--- Data for this task ---
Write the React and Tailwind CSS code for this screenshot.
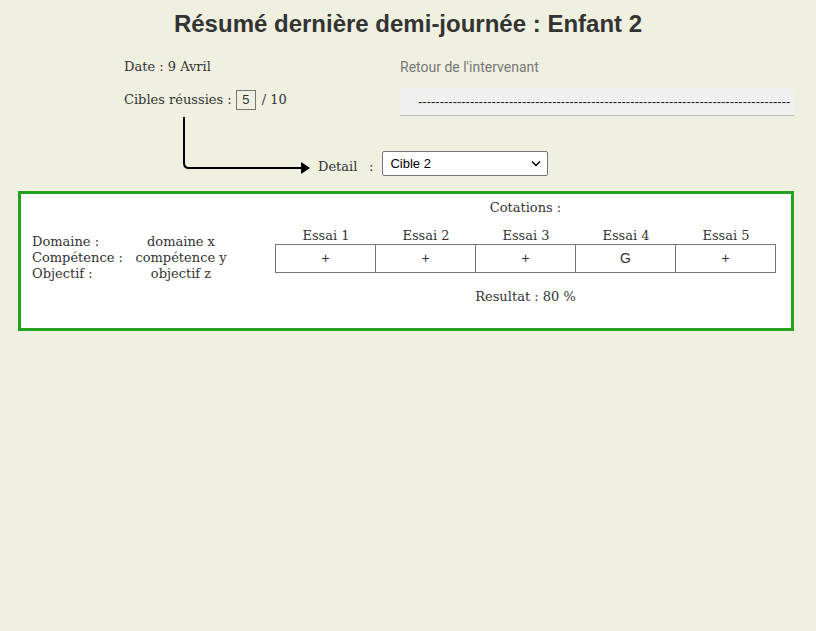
import React from "react";

const serif = { fontFamily: '"DejaVu Serif", "Liberation Serif", serif' };

export default function App() {
  const essais = [
    { h: "Essai 1", v: "+" },
    { h: "Essai 2", v: "+" },
    { h: "Essai 3", v: "+" },
    { h: "Essai 4", v: "G" },
    { h: "Essai 5", v: "+" },
  ];
  return (
    <div className="w-[816px] h-[631px] bg-[#f0f0e1] text-[#333] overflow-hidden" style={serif}>
      <h1 className="pt-[10px] h-[38px] text-center text-[24px] leading-[28px] font-bold text-[#333] font-['Liberation_Sans',Arial,sans-serif]">
        Résumé dernière demi-journée : Enfant 2
      </h1>

      <div className="mt-[20px] flex">
        <div className="ml-[124px] w-[276px] text-[13px]">
          <div className="h-[18px] leading-[18px]">Date : 9 Avril</div>
          <div className="mt-[14px] h-[20px] flex items-center">
            <span>Cibles réussies :</span>
            <span className="ml-[4px] w-[20px] h-[20px] border border-[#777] bg-[#f0f0e1] flex items-center justify-center text-[13px] font-['Liberation_Sans',Arial,sans-serif]">5</span>
            <span className="ml-[6px]">/ 10</span>
          </div>
        </div>
        <div className="w-[394px]">
          <div className="h-[18px] leading-[18px] text-[14px] text-[#777] font-['Roboto',sans-serif]">Retour de l'intervenant</div>
          <div className="mt-[12px] h-[28px] bg-[#f0f0f0] rounded-t-[4px] border-b border-[#bbb] pl-[18px] flex items-center">
            <span className="whitespace-nowrap text-[13px] leading-[12px] text-[#222] font-['Liberation_Sans',Arial,sans-serif]">
              {"-".repeat(86)}
            </span>
          </div>
        </div>
      </div>

      <div className="flex items-end h-[60px]">
        <svg className="ml-[182px] shrink-0" width="130" height="60" viewBox="0 0 130 60">
          <path d="M2 1 V47 Q2 52 7 52 H121" fill="none" stroke="#000" strokeWidth="2" />
          <polygon points="119,46 128,52 119,58" fill="#000" />
        </svg>
        <div className="ml-[6px] h-[25px] pt-[3px] leading-[25px] text-[13px] w-[51px]">Detail</div>
        <div className="h-[25px] pt-[3px] leading-[25px] text-[13px]">:</div>
        <div className="ml-[9px] w-[166px] h-[25px] bg-white border border-[#767676] rounded-[2px] flex items-center justify-between pl-[7px] pr-[6px] text-[13px] text-black font-['Liberation_Sans',Arial,sans-serif]">
          <span>Cible 2</span>
          <svg width="10" height="7" viewBox="0 0 10 7">
            <path d="M1 1.5 L5 5.5 L9 1.5" fill="none" stroke="#000" strokeWidth="1.5" />
          </svg>
        </div>
      </div>

      <div className="mt-[15px] ml-[18px] w-[776px] h-[140px] border-[3px] border-[#22a31f] bg-white flex text-[13px]">
        <div className="ml-[11px] mt-[40px] w-[243px] grid grid-cols-[100px_98px] auto-rows-[16px] leading-[16px] self-start">
          <div>Domaine :</div>
          <div className="text-center">domaine x</div>
          <div>Compétence :</div>
          <div className="text-center">compétence y</div>
          <div>Objectif :</div>
          <div className="text-center">objectif z</div>
        </div>
        <div className="w-[501px] pt-[6px]">
          <div className="h-[16px] leading-[16px] text-center">Cotations :</div>
          <div className="mt-[12px] grid grid-cols-5 pl-[1px] h-[16px] leading-[16px]">
            {essais.map((e) => (
              <div key={e.h} className="text-center">{e.h}</div>
            ))}
          </div>
          <div className="grid grid-cols-5 border-l border-t border-b border-[#777] h-[29px]">
            {essais.map((e) => (
              <div key={e.h} className="border-r border-[#777] flex items-center justify-center text-[14px] font-['Liberation_Sans',Arial,sans-serif]">
                {e.v}
              </div>
            ))}
          </div>
          <div className="mt-[16px] h-[16px] leading-[16px] text-center">Resultat : 80 %</div>
        </div>
      </div>
    </div>
  );
}
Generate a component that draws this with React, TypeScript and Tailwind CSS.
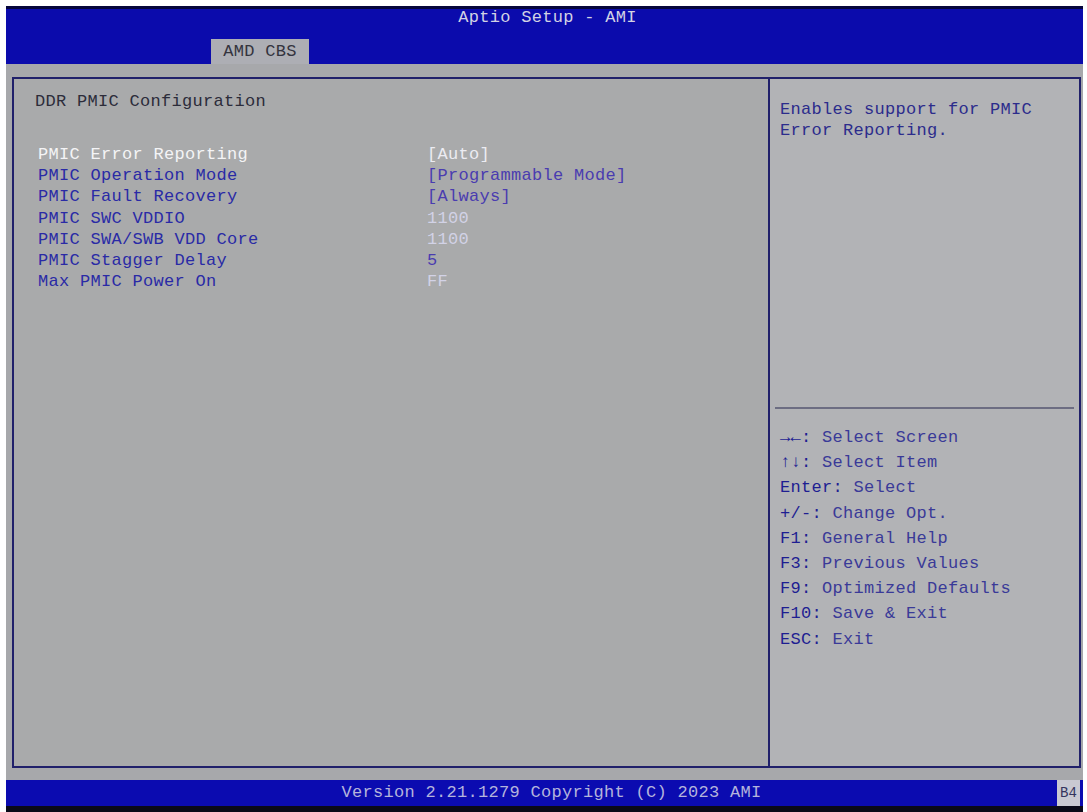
---
* **What to work on**: Copy every line of the listing containing the string "React".

* **Worked answer**:
Write the React and Tailwind CSS code for this screenshot.
import React from "react";
Generate a component that draws this with React, TypeScript and Tailwind CSS.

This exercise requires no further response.